# Start of Data extract

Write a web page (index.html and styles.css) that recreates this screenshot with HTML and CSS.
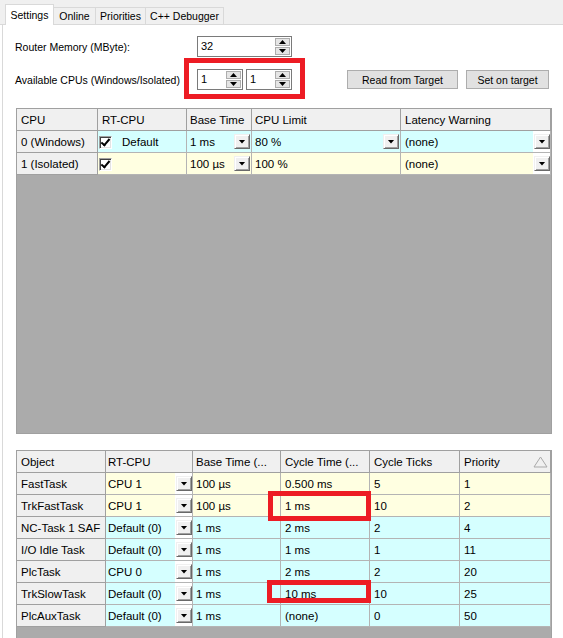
FILE: index.html
```html
<!DOCTYPE html>
<html lang="en">

<head>
    <meta charset="UTF-8">
    <title>Real-Time Settings</title>
    <link rel="stylesheet" href="styles.css">
</head>

<body>
    <div class="tabstrip">
        <div class="tab active" style="width: 49px">Settings</div>
        <div class="tab" style="width: 43px">Online</div>
        <div class="tab" style="width: 51px">Priorities</div>
        <div class="tab" style="width: 79px">C++ Debugger</div>
    </div>

    <div class="panel">
        <div class="form-row">
            <span class="label">Router Memory (MByte):</span>
            <div class="spin spin-wide">
                <span class="spin-value">32</span>
                <span class="spin-btns"><span class="spin-up"></span><span class="spin-down"></span></span>
            </div>
        </div>
        <div class="form-row second">
            <span class="label">Available CPUs (Windows/Isolated)</span>
            <div class="spin">
                <span class="spin-value">1</span>
                <span class="spin-btns"><span class="spin-up"></span><span class="spin-down"></span></span>
            </div>
            <div class="spin spin-next">
                <span class="spin-value">1</span>
                <span class="spin-btns"><span class="spin-up"></span><span class="spin-down"></span></span>
            </div>
            <button type="button" class="btn btn-read">Read from Target</button>
            <button type="button" class="btn btn-set">Set on target</button>
        </div>

        <div class="grid cpu-grid">
            <div class="row head">
                <div class="cell c-cpu">CPU</div>
                <div class="cell c-rt">RT-CPU</div>
                <div class="cell c-base">Base Time</div>
                <div class="cell c-limit">CPU Limit</div>
                <div class="cell c-lat">Latency Warning</div>
            </div>
            <div class="row cyan">
                <div class="cell c-cpu key">0 (Windows)</div>
                <div class="cell c-rt"><span class="check"></span><span class="txt">Default</span></div>
                <div class="cell c-base"><span class="txt">1 ms</span><span class="dd"></span></div>
                <div class="cell c-limit"><span class="txt">80 %</span><span class="dd"></span></div>
                <div class="cell c-lat"><span class="txt">(none)</span><span class="dd-box"><span class="dd"></span></span></div>
            </div>
            <div class="row yellow">
                <div class="cell c-cpu key">1 (Isolated)</div>
                <div class="cell c-rt"><span class="check"></span></div>
                <div class="cell c-base"><span class="txt">100 µs</span><span class="dd"></span></div>
                <div class="cell c-limit"><span class="txt">100 %</span></div>
                <div class="cell c-lat"><span class="txt">(none)</span><span class="dd-box"><span class="dd"></span></span></div>
            </div>
        </div>

        <div class="grid task-grid">
            <div class="row head">
                <div class="cell t-obj">Object</div>
                <div class="cell t-rt">RT-CPU</div>
                <div class="cell t-base">Base Time (...</div>
                <div class="cell t-cycle">Cycle Time (...</div>
                <div class="cell t-ticks">Cycle Ticks</div>
                <div class="cell t-prio"><span class="txt">Priority</span>
                    <svg class="sort" width="15" height="12" viewBox="0 0 15 12">
                        <polygon points="1,11 7.5,1 14,11" fill="none" stroke="#a9a9a9" stroke-width="1" />
                    </svg>
                </div>
            </div>
        </div>
    </div>

    <div class="mark mark-cpus"></div>
    <div class="mark mark-fast"></div>
    <div class="mark mark-slow"></div>

    <script>
        // task rows: name, rt-cpu, base time, cycle time, ticks, priority, colour
        const tasks = [
            ['FastTask', 'CPU 1', '100 µs', '0.500 ms', '5', '1', 'yellow'],
            ['TrkFastTask', 'CPU 1', '100 µs', '1 ms', '10', '2', 'yellow'],
            ['NC-Task 1 SAF', 'Default (0)', '1 ms', '2 ms', '2', '4', 'cyan'],
            ['I/O Idle Task', 'Default (0)', '1 ms', '1 ms', '1', '11', 'cyan'],
            ['PlcTask', 'CPU 0', '1 ms', '2 ms', '2', '20', 'cyan'],
            ['TrkSlowTask', 'Default (0)', '1 ms', '10 ms', '10', '25', 'cyan'],
            ['PlcAuxTask', 'Default (0)', '1 ms', '(none)', '0', '50', 'cyan']
        ];
        const taskGrid = document.querySelector('.task-grid');
        tasks.forEach((t) => {
            const row = document.createElement('div');
            row.className = 'row ' + t[6];
            row.innerHTML =
                '<div class="cell t-obj key">' + t[0] + '</div>' +
                '<div class="cell t-rt"><span class="txt">' + t[1] + '</span><span class="dd-box"><span class="dd"></span></span></div>' +
                '<div class="cell t-base">' + t[2] + '</div>' +
                '<div class="cell t-cycle">' + t[3] + '</div>' +
                '<div class="cell t-ticks">' + t[4] + '</div>' +
                '<div class="cell t-prio">' + t[5] + '</div>';
            taskGrid.appendChild(row);
        });
    </script>
</body>

</html>
```

FILE: styles.css
```css
* {
    box-sizing: border-box;
}

html,
body {
    margin: 0;
}

body {
    position: relative;
    width: 563px;
    height: 638px;
    overflow: hidden;
    background-color: #fff;
    color: #000;
    font-family: "Liberation Sans", Arial, sans-serif;
    font-size: 10.5px;
}

/* tabs */
.tabstrip {
    height: 25px;
    display: flex;
    align-items: flex-end;
    padding-left: 5px;
    background-color: #f0f0f0;
    border-bottom: 1px solid #d9d9d9;
}

.tab {
    height: 17px;
    line-height: 16px;
    text-align: center;
    border: 1px solid #d9d9d9;
    border-bottom: none;
    margin-left: -1px;
    background-color: #f0f0f0;
}

.tab.active {
    height: 21px;
    line-height: 20px;
    margin-left: 0;
    margin-bottom: -1px;
    background-color: #fff;
    position: relative;
    z-index: 1;
}

.panel {
    margin-left: 2px;
    border-left: 1px solid #d9d9d9;
    height: 613px;
    padding: 11px 0 0 12px;
}

/* settings form */
.form-row {
    display: flex;
    align-items: center;
    height: 21px;
}

.form-row.second {
    margin-top: 12px;
}

.label {
    width: 182px;
}

.spin {
    width: 46px;
    height: 21px;
    display: flex;
    border: 1px solid #7a7a7a;
    background-color: #fff;
}

.spin-wide {
    width: 95px;
}

.spin-next {
    margin-left: 3px;
}

.spin-value {
    flex: 1;
    padding-left: 3px;
    line-height: 19px;
    font-size: 11px;
}

.spin-btns {
    width: 16px;
    display: flex;
    flex-direction: column;
    gap: 1px;
    padding: 1px 1px 1px 0;
}

.spin-up,
.spin-down {
    flex: 1;
    display: flex;
    align-items: center;
    justify-content: center;
    background-color: #e5e5e5;
    border: 1px solid #adadad;
}

.spin-up::after,
.spin-down::after {
    content: "";
    width: 7px;
    height: 4px;
    background-color: #000;
}

.spin-up::after {
    clip-path: polygon(50% 0, 100% 100%, 0 100%);
}

.spin-down::after {
    clip-path: polygon(0 0, 100% 0, 50% 100%);
}

.btn {
    height: 19px;
    padding: 0;
    border: 1px solid #adadad;
    background-color: #e1e1e1;
    font-family: inherit;
    font-size: 10.5px;
    color: #000;
}

.btn-read {
    width: 111px;
    margin-left: 55px;
}

.btn-set {
    width: 83px;
    margin-left: 8px;
}

/* grids */
.grid {
    width: 536px;
    margin-left: 1px;
    border: 1px solid #a0a0a0;
    background-color: #ababab;
    font-size: 11.5px;
}

.cpu-grid {
    margin-top: 18px;
    height: 326px;
}

.task-grid {
    margin-top: 16px;
    height: 200px;
}

.row {
    display: flex;
    height: 22px;
}

.cell {
    height: 22px;
    display: flex;
    align-items: center;
    padding-left: 4px;
    white-space: nowrap;
    overflow: hidden;
    border-right: 1px solid #b4b4b4;
    border-bottom: 1px solid #b4b4b4;
}

.cell .txt {
    flex: 1;
}

.head .cell,
.cell.key {
    background-color: #f0f0f0;
    border-color: #a0a0a0;
}

.cyan .cell {
    background-color: #d5ffff;
}

.yellow .cell {
    background-color: #ffffe1;
}

.cyan .cell.key,
.yellow .cell.key {
    background-color: #f0f0f0;
}

.c-cpu { width: 81px; }
.c-rt { width: 89px; padding-left: 1px; }
.c-base { width: 65px; padding-left: 3px; }
.c-limit { width: 149px; padding-left: 3px; }
.c-lat { width: 150px; }

.head .c-rt {
    padding-left: 4px;
}

.t-obj { width: 89px; }
.t-rt { width: 87px; padding-left: 2px; }
.t-base { width: 88px; padding-left: 3px; }
.t-cycle { width: 89px; }
.t-ticks { width: 90px; }
.t-prio { width: 91px; }

.sort {
    margin-right: 2px;
}

/* checkbox */
.check {
    position: relative;
    width: 13px;
    height: 13px;
    margin-top: 2px;
    margin-right: 10px;
    background-color: #fff;
    border: 1px solid;
    border-color: #a0a0a0 #fff #fff #a0a0a0;
    box-shadow: inset 1px 1px 0 #404040, inset -1px -1px 0 #e3e3e3;
}

.check::after {
    content: "";
    position: absolute;
    left: 3px;
    top: 0px;
    width: 3px;
    height: 7px;
    border-right: 2px solid #000;
    border-bottom: 2px solid #000;
    transform: rotate(40deg);
}

/* dropdown button */
.dd {
    width: 16px;
    height: 15px;
    margin-right: 1px;
    display: flex;
    align-items: center;
    justify-content: center;
    background-color: #f0f0f0;
    border: 1px solid;
    border-color: #f0f0f0 #696969 #696969 #f0f0f0;
    box-shadow: inset 1px 1px 0 #fff, inset -1px -1px 0 #a0a0a0;
}

.dd::after {
    content: "";
    width: 7px;
    height: 4px;
    background-color: #000;
    clip-path: polygon(0 0, 100% 0, 50% 100%);
}

.dd-box {
    align-self: stretch;
    display: flex;
    align-items: center;
    padding-left: 1px;
    background-color: #fff;
}

.dd-box .dd {
    margin-right: 0;
}

/* red highlight frames */
.mark {
    position: absolute;
    border: 5px solid #ed1c24;
}

.mark-cpus {
    left: 184px;
    top: 58px;
    width: 121px;
    height: 41px;
}

.mark-fast {
    left: 268px;
    top: 491px;
    width: 103px;
    height: 30px;
}

.mark-slow {
    left: 267px;
    top: 580px;
    width: 104px;
    height: 23px;
}
```
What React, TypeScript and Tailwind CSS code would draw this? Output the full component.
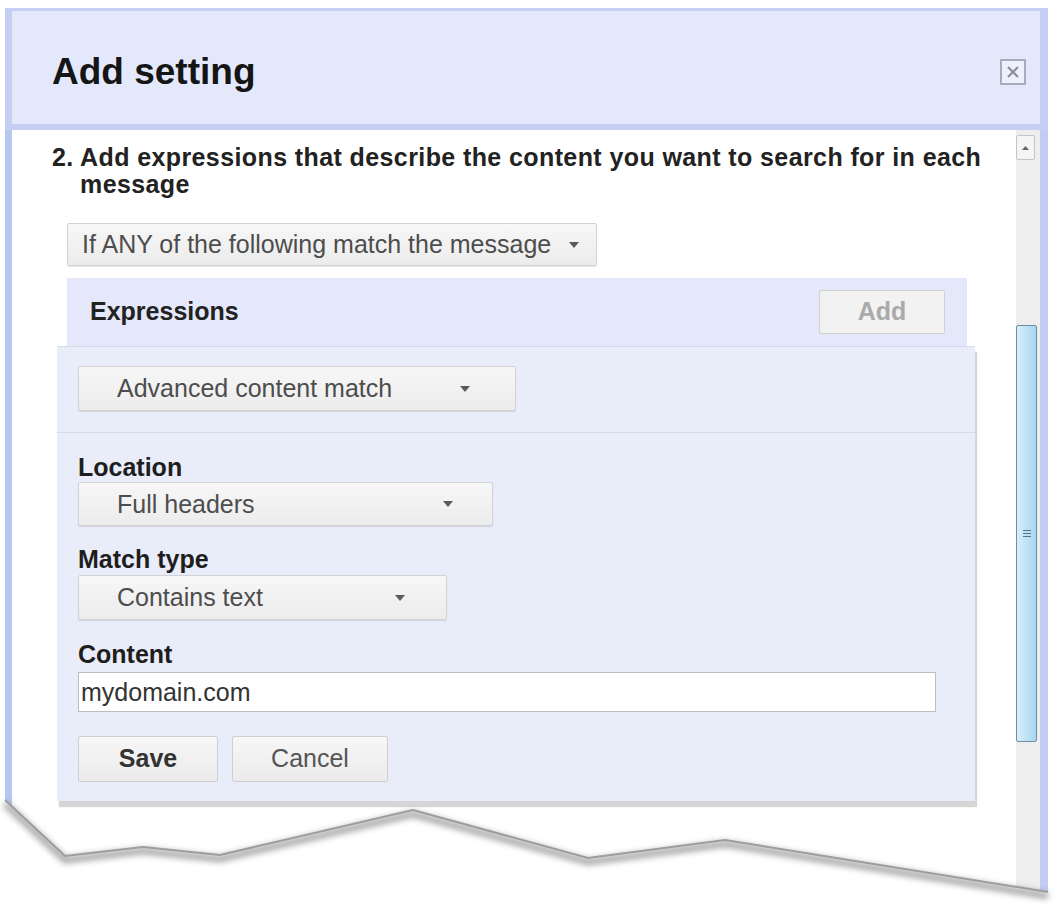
import React from "react";

const Caret = () => (
  <svg width="10" height="6" viewBox="0 0 10 6" className="shrink-0">
    <path d="M0 0h10L5 6z" fill="#5b5b5b" />
  </svg>
);

const Select = ({ label, className }: { label: string; className: string }) => (
  <div
    className={`flex items-center justify-between rounded-[2px] border border-[#d2d2d2] bg-linear-to-b from-[#f7f7f7] to-[#ececec] text-[25px] leading-none text-[#4d4d4d] shadow-[0_1px_1px_rgba(0,0,0,0.1)] ${className}`}
  >
    <span>{label}</span>
    <Caret />
  </div>
);

const Label = ({ children }: { children: React.ReactNode }) => (
  <div className="text-[25px] font-bold leading-[28px] text-[#1e1e1e]">{children}</div>
);

// ragged bottom edge of the dialog, in page coordinates
const tear = "5,800 65,856 143,847 220,855 413,810 588,858 725,840 1048,892";

const App = () => {
  return (
    <div className="relative h-[904px] w-[1062px] overflow-hidden bg-white pl-[5px] pt-[8px] font-['Liberation_Sans',Arial,sans-serif]">
      <div className="flex h-[888px] w-[1043px] flex-col">
        {/* title bar */}
        <div className="flex h-[122px] shrink-0 items-center justify-between border-x-[7px] border-t-[3px] border-b-[6px] border-[#c6cef4] border-r-[8px] bg-[#e4e8fb] pl-[40px] pr-[14px] pt-[8px]">
          <h1 className="text-[37px] font-bold leading-none text-[#151515]">Add setting</h1>
          <button className="flex h-[26px] w-[26px] items-center justify-center border-2 border-[#a7acbb] bg-[#eef0fb]">
            <svg width="14" height="14" viewBox="0 0 14 14">
              <path d="M2 2l10 10M12 2L2 12" stroke="#8a8f9c" strokeWidth="2.2" />
            </svg>
          </button>
        </div>

        {/* body */}
        <div className="flex flex-1 border-l-[7px] border-r-[8px] border-l-[#b7c7ef] border-r-[#c3ccf4] bg-white">
          <div className="flex-1 pl-[40px] pt-[14px]">
            <div className="flex text-[25px] font-bold leading-[27px] tracking-[0.4px] text-[#222]">
              <span className="w-[28px] shrink-0">2.</span>
              <span>Add expressions that describe the content you want to search for in each message</span>
            </div>

            <div className="ml-[15px] mt-[25px]">
              <Select
                label="If ANY of the following match the message"
                className="h-[43px] w-[530px] pl-[14px] pr-[17px]"
              />

              <div className="mt-[12px] flex h-[68px] w-[900px] items-center justify-between bg-[#e4e8fa] pl-[23px] pr-[22px]">
                <span className="text-[25px] font-bold text-[#222]">Expressions</span>
                <button className="h-[44px] w-[126px] rounded-[2px] border border-[#d0d0d0] bg-[#f2f2f2] text-[25px] font-bold text-[#aaaaaa]">
                  Add
                </button>
              </div>

              {/* expression editor */}
              <div className="-ml-[10px] w-[918px] border-t border-[#d6d9e8] bg-[#e9ecf9] shadow-[2px_6px_1px_rgba(0,0,0,0.16)]">
                <div className="border-b border-[#d4d8e8] pb-[21px] pl-[21px] pt-[19px]">
                  <Select label="Advanced content match" className="h-[45px] w-[438px] pl-[38px] pr-[45px]" />
                </div>
                <div className="pb-[19px] pl-[21px] pt-[20px]">
                  <Label>Location</Label>
                  <Select label="Full headers" className="mt-[1px] h-[44px] w-[415px] pl-[38px] pr-[39px]" />
                  <div className="mt-[19px]">
                    <Label>Match type</Label>
                  </div>
                  <Select label="Contains text" className="mt-[2px] h-[45px] w-[369px] pl-[38px] pr-[41px]" />
                  <div className="mt-[20px]">
                    <Label>Content</Label>
                  </div>
                  <input
                    readOnly
                    value="mydomain.com"
                    className="mt-[4px] h-[40px] w-[858px] border border-[#bdbdbd] bg-white pl-[2px] text-[25px] text-[#333] outline-none"
                  />
                  <div className="mt-[24px] flex gap-[14px]">
                    <button className="h-[46px] w-[140px] rounded-[2px] border border-[#cfcfcf] bg-linear-to-b from-[#f7f7f7] to-[#ebebeb] text-[25px] font-bold text-[#333]">
                      Save
                    </button>
                    <button className="h-[46px] w-[156px] rounded-[2px] border border-[#cfcfcf] bg-linear-to-b from-[#f7f7f7] to-[#ebebeb] text-[25px] text-[#555]">
                      Cancel
                    </button>
                  </div>
                </div>
              </div>
            </div>
          </div>

          {/* scrollbar */}
          <div className="flex w-[25px] shrink-0 flex-col border-l border-white bg-[#eeeeee] pt-[5px]">
            <div className="flex h-[25px] w-[19px] items-center justify-center rounded-[2px] border border-[#c4c4c4] bg-[#f5f5f5]">
              <svg width="7" height="4" viewBox="0 0 7 4">
                <path d="M0 4h7L3.5 0z" fill="#666" />
              </svg>
            </div>
            <div className="mt-[165px] flex h-[417px] w-[21px] items-center justify-center rounded-[2px] border border-[#6f8ea3] bg-linear-to-r from-[#d6eefa] to-[#a8d6ef]">
              <div className="flex flex-col gap-[2px]">
                <div className="h-px w-[8px] bg-[#4f7890]" />
                <div className="h-px w-[8px] bg-[#4f7890]" />
                <div className="h-px w-[8px] bg-[#4f7890]" />
              </div>
            </div>
          </div>
        </div>
      </div>

      <svg
        className="absolute left-0 top-[770px]"
        width="1062"
        height="134"
        viewBox="0 770 1062 134"
      >
        <defs>
          <filter id="tearShadow" x="-5%" y="-50%" width="110%" height="200%">
            <feGaussianBlur stdDeviation="3" />
          </filter>
        </defs>
        <polygon points={`0,770 0,800 ${tear} 1062,892 1062,904 0,904`} fill="#ffffff" />
        <polyline
          points={tear}
          transform="translate(0 4)"
          fill="none"
          stroke="#7d7d7d"
          strokeWidth="6"
          opacity="0.75"
          filter="url(#tearShadow)"
        />
        <polyline points={tear} fill="none" stroke="#9d9d9d" strokeWidth="2" />
      </svg>
    </div>
  );
};

export default App;
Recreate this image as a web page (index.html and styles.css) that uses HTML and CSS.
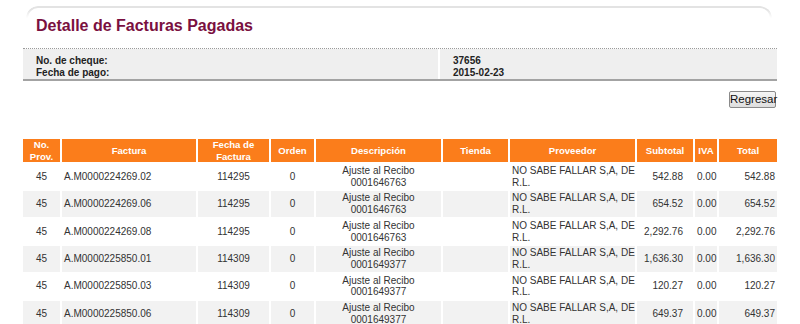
FILE: index.html
```html
<!DOCTYPE html>
<html lang="es">
<head>
<meta charset="utf-8">
<title>Detalle de Facturas Pagadas</title>
<link rel="stylesheet" href="styles.css">
</head>
<body>
<div class="frame"></div>
<h1 class="title">Detalle de Facturas Pagadas</h1>
<div class="info">
  <div class="info-cell labels">No. de cheque:<br>Fecha de pago:</div>
  <div class="info-cell values">37656<br>2015-02-23</div>
</div>
<div class="actions"><button class="btn" type="button">Regresar</button></div>
<table class="grid">
  <thead>
    <tr>
      <th class="c-prov">No.<br>Prov.</th>
      <th class="c-fact">Factura</th>
      <th class="c-fecha">Fecha de<br>Factura</th>
      <th class="c-orden">Orden</th>
      <th class="c-desc">Descripción</th>
      <th class="c-tienda">Tienda</th>
      <th class="c-proveedor">Proveedor</th>
      <th class="c-sub">Subtotal</th>
      <th class="c-iva">IVA</th>
      <th class="c-total">Total</th>
    </tr>
  </thead>
  <tbody>
    <tr>
      <td class="center">45</td><td class="left">A.M0000224269.02</td><td class="center">114295</td><td class="center">0</td>
      <td class="center">Ajuste al Recibo<br>0001646763</td><td></td><td class="left">NO SABE FALLAR S,A, DE<br>R.L.</td>
      <td class="sub">542.88</td><td class="left">0.00</td><td class="right">542.88</td>
    </tr>
    <tr>
      <td class="center">45</td><td class="left">A.M0000224269.06</td><td class="center">114295</td><td class="center">0</td>
      <td class="center">Ajuste al Recibo<br>0001646763</td><td></td><td class="left">NO SABE FALLAR S,A, DE<br>R.L.</td>
      <td class="sub">654.52</td><td class="left">0.00</td><td class="right">654.52</td>
    </tr>
    <tr>
      <td class="center">45</td><td class="left">A.M0000224269.08</td><td class="center">114295</td><td class="center">0</td>
      <td class="center">Ajuste al Recibo<br>0001646763</td><td></td><td class="left">NO SABE FALLAR S,A, DE<br>R.L.</td>
      <td class="sub">2,292.76</td><td class="left">0.00</td><td class="right">2,292.76</td>
    </tr>
    <tr>
      <td class="center">45</td><td class="left">A.M0000225850.01</td><td class="center">114309</td><td class="center">0</td>
      <td class="center">Ajuste al Recibo<br>0001649377</td><td></td><td class="left">NO SABE FALLAR S,A, DE<br>R.L.</td>
      <td class="sub">1,636.30</td><td class="left">0.00</td><td class="right">1,636.30</td>
    </tr>
    <tr>
      <td class="center">45</td><td class="left">A.M0000225850.03</td><td class="center">114309</td><td class="center">0</td>
      <td class="center">Ajuste al Recibo<br>0001649377</td><td></td><td class="left">NO SABE FALLAR S,A, DE<br>R.L.</td>
      <td class="sub">120.27</td><td class="left">0.00</td><td class="right">120.27</td>
    </tr>
    <tr>
      <td class="center">45</td><td class="left">A.M0000225850.06</td><td class="center">114309</td><td class="center">0</td>
      <td class="center">Ajuste al Recibo<br>0001649377</td><td></td><td class="left">NO SABE FALLAR S,A, DE<br>R.L.</td>
      <td class="sub">649.37</td><td class="left">0.00</td><td class="right">649.37</td>
    </tr>
  </tbody>
</table>
</body>
</html>
```
FILE: styles.css
```css
html, body {
  margin: 0;
  padding: 0;
  background: #ffffff;
  font-family: "Liberation Sans", Arial, sans-serif;
  color: #333333;
}

.frame {
  margin: 6px 28px 0 26px;
  height: 10px;
  border: 2px solid #e3e3e3;
  border-bottom: none;
  border-radius: 14px 14px 0 0;
  -webkit-mask-image: linear-gradient(to bottom, #000 30%, transparent 100%);
  mask-image: linear-gradient(to bottom, #000 30%, transparent 100%);
}

.title {
  margin: -2px 0 0 36px;
  font-size: 16px;
  line-height: 20px;
  font-weight: bold;
  color: #7a1040;
}

.info {
  margin: 12px 23px 0 23px;
  display: grid;
  grid-template-columns: 415px 1fr;
  column-gap: 2px;
  border-top: 1px dotted #9a9a9a;
  border-bottom: 2px solid #a3a3a3;
}

.info-cell {
  background: #efefef;
  padding: 6px 13px 1px 13px;
  font-size: 10px;
  line-height: 11.5px;
  font-weight: bold;
  color: #222222;
}

.actions {
  display: flex;
  justify-content: flex-end;
  margin: 10px 24px 0 0;
}

.btn {
  font-family: "Liberation Sans", Arial, sans-serif;
  font-size: 11.5px;
  line-height: 13px;
  color: #111111;
  height: 17px;
  width: 47px;
  padding: 0;
  border: 1px solid #8a8a8a;
  border-radius: 2px;
  background: linear-gradient(#f6f6f6, #dedede);
}

.grid {
  margin: 29px 0 0 21px;
  width: 758px;
  table-layout: fixed;
  border-collapse: separate;
  border-spacing: 2px;
  font-size: 10px;
}

.grid th {
  background: #fb7d1b;
  color: #ffffff;
  font-weight: bold;
  font-size: 9.6px;
  line-height: 11.5px;
  height: 23px;
  padding: 0;
  text-align: center;
  vertical-align: middle;
  box-sizing: border-box;
}

.c-prov { width: 37px; }
.c-fact { width: 134px; }
.c-fecha { width: 71px; }
.c-orden { width: 43px; }
.c-desc { width: 125px; }
.c-tienda { width: 65px; }
.c-proveedor { width: 125px; }
.c-sub { width: 56px; }
.c-iva { width: 22px; }
.c-total { width: 58px; }

.grid td {
  padding: 1px 2px;
  line-height: 11.7px;
  vertical-align: middle;
  white-space: nowrap;
  color: #333333;
}

.grid tbody tr:nth-child(even) td {
  background: #f2f2f2;
}

.center { text-align: center; }
.left { text-align: left; }
.right { text-align: right; }
.grid td.sub { text-align: right; padding-right: 10px; }
.grid td.left { padding-left: 2px; padding-right: 0; }
```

# End of Data extract

#### Task
From the listing above, pick out every line containing "this".

#### Complete answer
Write a web page (index.html and styles.css) that recreates this screenshot with HTML and CSS.
What React, TypeScript and Tailwind CSS code would draw this? Output the full component.
Recreate this image as a web page (index.html and styles.css) that uses HTML and CSS.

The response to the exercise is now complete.